The question next includes “the brothers of the Lord.” Accepting this portion of the verse at face value has caused a great deal of apoplexy among many over the centuries. The cult of “Mary” worship and the nutty ideas that she is a “perpetual virgin” has lead to unreasonable interpretations of these words. The word translated as “brothers” could be referring to children of Joseph and Mary, but it could also refer to children of Joseph from a former marriage, or even more distant relatives of the Lord.

Of course, those who heretically worship Mary will inevitably claim that one of the latter two was correct and that Mary never had relations with Joseph. Such biblical interpretations are inexcusably forced and unnatural. These were sons of Joseph and Mary, born after the birth of Christ Jesus as the Bible indicates elsewhere. They, like the other apostles, were entitled to this right and privilege as well.

And finally, a separate distinction is made for Peter – “and Cephas.” This spirit-inspired wording was certainly intended to keep the church from heresy concerning leadership. The leader of a body is entitled to be married and is entitled to have the wife supported by the church. Despite the clarity here, the Roman Catholic Church, claiming that the Pope is directly linked to Peter, does not allow their Pope to be married; something completely contrary to the very model given in the person they claim as their first “pope.”

Not only does this verse show that Peter was married, but other such indications are given in Scripture. In Matthew 8:14, 15 this is noted –

“Now when Jesus had come into Peter’s house, He saw his wife’s mother lying sick with a fever. So He touched her hand, and the fever left her. And she arose and served them.”

It would be rather nutty to acquire a mother-in-law and not a wife. A clear interpretation of this verse is that Paul had the rights of an apostle to be married and to bring his wife along at the expense of the church; that Jesus had half-brothers who were the sons of Joseph and Mary; and that Peter took a wife when he took a mother-in-law.

From these points we can deduce that 1) it is right and acceptable that the clergy of the church may marry and that the wife should be supported by the church. Further, the ideology of a church which forbids such marriage is contrary to Scripture. 2) When the church clergy travels for church business, including missionary work, the wife should be supported by the church, thus keeping the clergy member from possible temptations during that period of absence and for the general well-being of the husband and his wife. 3) There is no obligation of a clergy member to be married, but there is also no tenet which would forbid them from marrying.

Life application: When evaluating the Bible, keeping one’s thoughts free from pre-suppositions is always the right approach. If one comes to the text already supposing something is the case, then he will manipulate what is being read in order to fit what is already believe. This is not sound interpretation and it can only lead to great problems in doctrine.

Many blessings You have upon us showered
Kindness beyond measure You have poured up us
Delicious food, clouds of white, and radiant fields which have flowered
But none of these compare to our Lord Jesus

You send us rain in due time to soften up the earth
And beauty adorns the mountains which stand before us
Our hearts are filled with joy, gladness, and mirth
But nothing compares to the delight of knowing Jesus

What kind of love!

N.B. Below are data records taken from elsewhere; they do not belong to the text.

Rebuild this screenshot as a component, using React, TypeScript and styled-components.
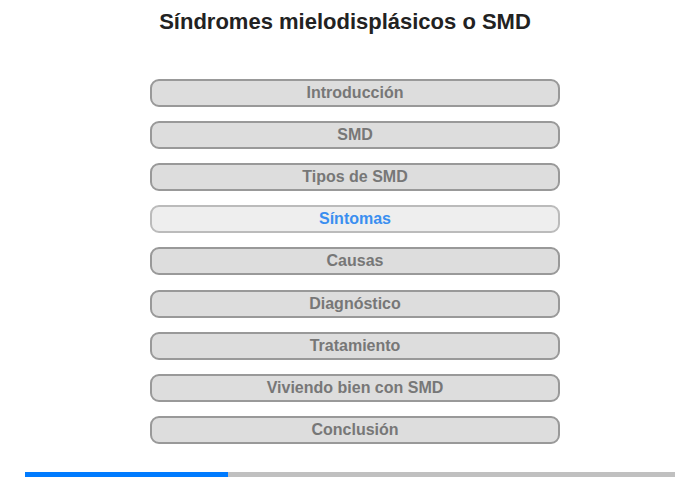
import React from "react";
import styled, { createGlobalStyle } from "styled-components";

const Global = createGlobalStyle`
  html, body { margin: 0; padding: 0; background: #fff; }
  body { font-family: "Liberation Sans", Arial, sans-serif; }
`;

const Page = styled.div`
  width: 700px;
  height: 480px;
  box-sizing: border-box;
  padding: 0 25px;
  display: flex;
  flex-direction: column;
`;

const Title = styled.h1`
  margin: 9px 0 0;
  padding-right: 10px;
  font-size: 22px;
  line-height: 26px;
  font-weight: bold;
  color: #222;
  text-align: center;
`;

const Menu = styled.nav`
  margin-top: 44px;
  padding-left: 10px;
  display: flex;
  flex-direction: column;
  align-items: center;
  gap: 14.12px;
`;

const Item = styled.div<{ $active?: boolean }>`
  width: 410px;
  height: 28px;
  box-sizing: border-box;
  border: 2px solid ${(p) => (p.$active ? "#bbb" : "#999")};
  border-radius: 9px;
  background: ${(p) => (p.$active ? "#eee" : "#ddd")};
  color: ${(p) => (p.$active ? "#3a8ef0" : "#777")};
  font-size: 16px;
  font-weight: bold;
  display: flex;
  align-items: center;
  justify-content: center;
`;

const Track = styled.div`
  margin-top: auto;
  margin-bottom: 3px;
  height: 5px;
  background: #c0c0c0;
  display: flex;
`;

const Fill = styled.div`
  height: 100%;
  background: #007bff;
`;

const items = [
  "Introducción",
  "SMD",
  "Tipos de SMD",
  "Síntomas",
  "Causas",
  "Diagnóstico",
  "Tratamiento",
  "Viviendo bien con SMD",
  "Conclusión",
];

export default function App() {
  return (
    <Page>
      <Global />
      <Title>Síndromes mielodisplásicos o SMD</Title>
      <Menu>
        {items.map((t, i) => (
          <Item key={t} $active={i === 3}>
            {t}
          </Item>
        ))}
      </Menu>
      <Track>
        <Fill style={{ width: `${(203 / 650) * 100}%` }} />
      </Track>
    </Page>
  );
}
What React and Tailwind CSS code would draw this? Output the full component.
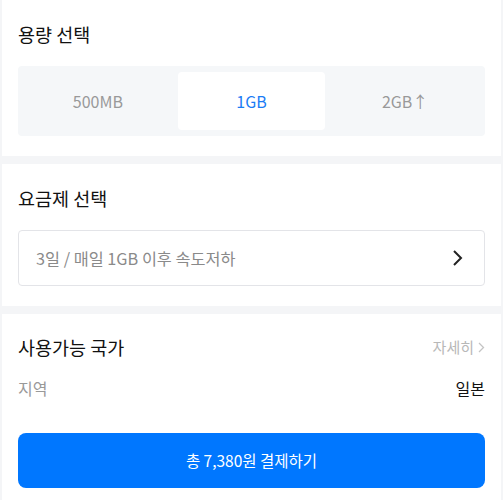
import React, { useState } from 'react';

const FONT = { fontFamily: '"Noto Sans CJK KR", "Noto Sans", sans-serif' };

const sizes = ['500MB', '1GB', '2GB↑'];

const App = () => {
  const [size, setSize] = useState('1GB');

  return (
    <div className="w-[503px] h-[500px] overflow-hidden bg-[#f4f5f7] px-[2px] flex flex-col gap-[8px]" style={FONT}>
      {/* 용량 선택 */}
      <section className="bg-white px-[16px] pt-[21px] pb-[20px]">
        <h2 className="text-[18.5px] leading-[26px] text-[#111]">용량 선택</h2>
        <div className="mt-[19px] bg-[#f5f7f9] rounded-[4px] p-[6px] grid grid-cols-3 gap-[6px]">
          {sizes.map(s => (
            <button
              key={s}
              onClick={() => setSize(s)}
              className={`h-[58px] rounded-[4px] text-[16px] ${size === s ? 'bg-white text-[#1a7cf5]' : 'text-[#999]'}`}
            >
              {s}
            </button>
          ))}
        </div>
      </section>

      {/* 요금제 선택 */}
      <section className="bg-white px-[16px] pt-[21px] pb-[20px]">
        <h2 className="text-[18.5px] leading-[26px] text-[#111]">요금제 선택</h2>
        <button className="mt-[19px] w-full h-[56px] border border-[#e3e4e8] rounded-[4px] flex items-center justify-between pl-[17px] pr-[20px]">
          <span className="text-[16.3px] text-[#8a8a8a]">3일 / 매일 1GB 이후 속도저하</span>
          <svg width="12" height="18" viewBox="0 0 12 18" fill="none" stroke="#222" strokeWidth="2">
            <path d="M2 2l7 7-7 7" />
          </svg>
        </button>
      </section>

      {/* 사용가능 국가 */}
      <section className="flex-1 bg-white px-[16px] pt-[20px]">
        <div className="flex items-center justify-between">
          <h2 className="text-[18.5px] leading-[26px] text-[#111]">사용가능 국가</h2>
          <span className="text-[15px] text-[#b8b8b8] flex items-center gap-[4px]">
            자세히
            <svg width="7" height="11" viewBox="0 0 7 11" fill="none" stroke="#c4c4c4" strokeWidth="1.3">
              <path d="M1 1l4.5 4.5L1 10" />
            </svg>
          </span>
        </div>
        <div className="mt-[16px] flex items-center justify-between">
          <span className="text-[16px] text-[#999]">지역</span>
          <span className="text-[16px] text-[#111]">일본</span>
        </div>
        <button className="mt-[33px] w-full h-[55px] bg-[#0077ff] rounded-[8px] text-white text-[15.5px]">
          총 7,380원 결제하기
        </button>
      </section>
    </div>
  );
};

export default App;
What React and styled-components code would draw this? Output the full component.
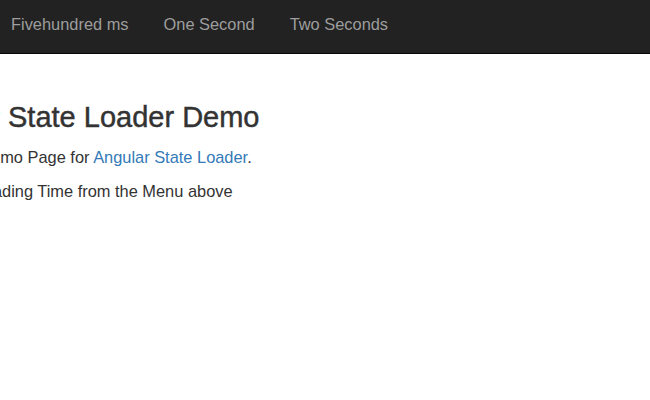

How You care for Your children!
What kind of love You have lavished upon us!
Indeed, You have been so good to the sons of men!
By sending us Your greatest Gift, our Lord Jesus!

Glorious God Almighty! Of all the wonders and the joys You have given to us in order to delight our senses, fill our minds with wonder, and make us hope for even more as each day unfolds, above all this You have given us the most marvelous Gift of all by granting us a personal glimpse of Your heart and Your love reflected in the face of our wondrous Lord, Your Son, Jesus. Thank You for Jesus! Amen.